Riad Salamé sur Al Hadath, 24 mai 2021

S’en prenant ouvertement au président de la république, le général Michel Aoun, le gouverneur de la Banque du Liban a estimé que personne ne dirigeait le Liban, tout en défendant sa décision d’arrêter le financement des subventions accordées au carburants, qui auraient, selon lui, épuisé les réserves monétaires.

Il aurait aussi estimé que la présidence de la république ainsi que le premier ministre sortant Hassan Diab étaient informés par avance de la fin de ce programme, chose que réfutent ces derniers, notant que Riad Salamé s’était engagé à poursuivre le financement du programme d’aide à l’achat de carburant jusqu’en septembre, mi-juillet en contrepartie d’une hausse de la parité utilisée de 1507 LL/USD à 3900 LL/USD.

Aussi le gouverneur de la Banque du Liban a appelé le gouvernement pourtant démissionnaire, à faire adopter une loi par le parlement pour pouvoir utiliser les réserves monétaires obligatoires.

Ainsi, les pénuries de carburants ont un effet domino sur l’ensemble du pays, avec les coupures d’électricité publique mais également des générateurs privés, comme ceux des centres commerciaux dont de nombreux employés sont poussés au chômage technique voire même des hôpitaux dont plusieurs ont dû fermer leurs portes. En cause, l’incapacité de la Banque du Liban à ouvrir les lignes de crédit nécessaires au déchargement de tankers mais également le refus des sociétés distributrices de carburants à livrer leurs stocks en l’attente d’une nouvelle tarification du ministère de l’énergie prenant en compte la parité au marché noir. Si appliquée, les prix des carburants pourraient augmenter de plus de 100%, induisant une hausse d’une ampleur inconnue et avec des conséquences dramatiques sur l’inflation et la perte d’achat de la population déjà fortement impactée par la dégradation de la parité de la livre libanaise.

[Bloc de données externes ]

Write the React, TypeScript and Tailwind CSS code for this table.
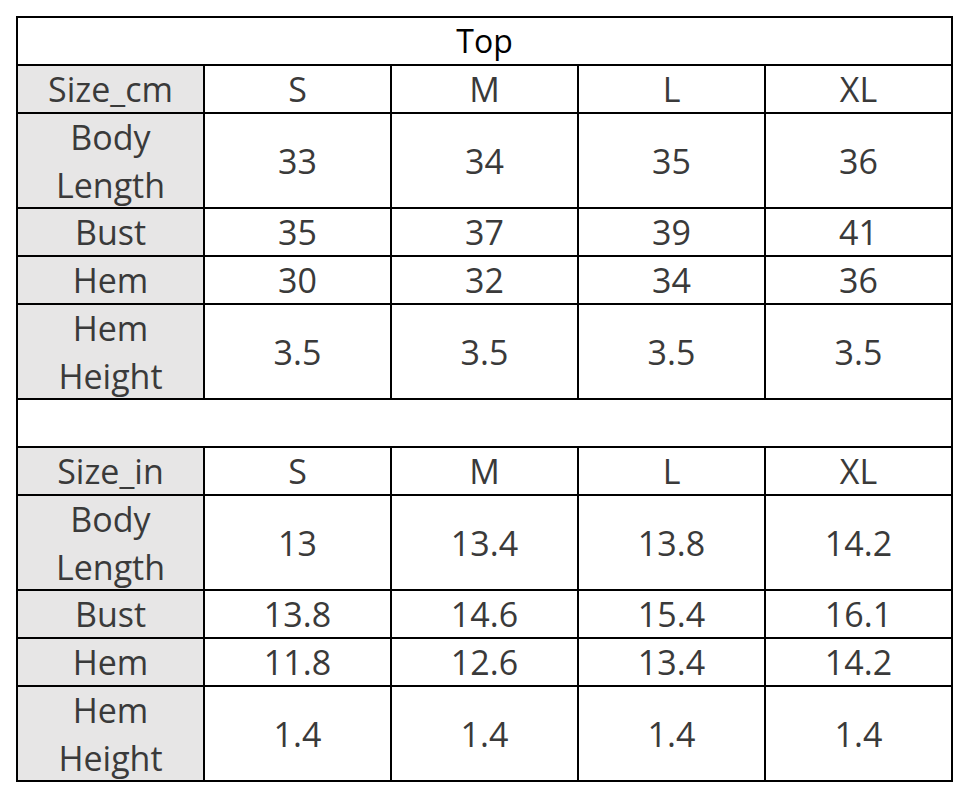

Le gouverneur de la Banque du Liban n’est pas déjà à son premier bras de fer avec les autorités libanaises. il avait, l’année dernière, refusé de reconnaitre toute perte du secteur bancaire privé ou public dans le cadre des négociations avec le FMI. Si celles-ci avaient alors abouti, la perte de valeur de la parité entre monnaie locale et dollar aurait été maitrisée et ainsi limiter les pertes du secteur bancaire à 60 milliards de dollars – selon les estimations du gouvernement Diab et confirmées par le FMI – contre plus de 100 milliards de dollars aujourd’hui, notent les observateurs.

Pour rappel, le président de la république avait appelé à une réunion exceptionnelle aujourd’hui du gouvernement sortant afin de discuter de la situation actuelle et du rôle joué par le gouverneur de la Banque du Liban Riad Salamé dont la révocation aurait pu figurer à l’ordre du jour, indiquent certaines sources. Cependant, le premier ministre sortant Hassan Diab aurait refusé que cette réunion puisse avoir lieu, prenant à contre-pied le président de la république.

Ces mêmes sources estiment que Hassan Diab aurait pu subir des pressions politiques, notamment de la part du président de la chambre Nabih Berri et des anciens premiers ministres afin que ce conseil des ministres ne puisse se tenir en dépit des dispositions constitutionnelles prévoyant une possible réunion dans des circonstances exceptionnelles. Elles estiment ainsi que Hassan Diab est responsable désormais d’un vide de l’exécutif face à la situation, chose que souhaitait obtenir Riad Salamé qui semble ainsi se féliciter par ses déclarations de l’absence désormais visible de gouvernance de l’état via l’absence d’un cabinet même sortant.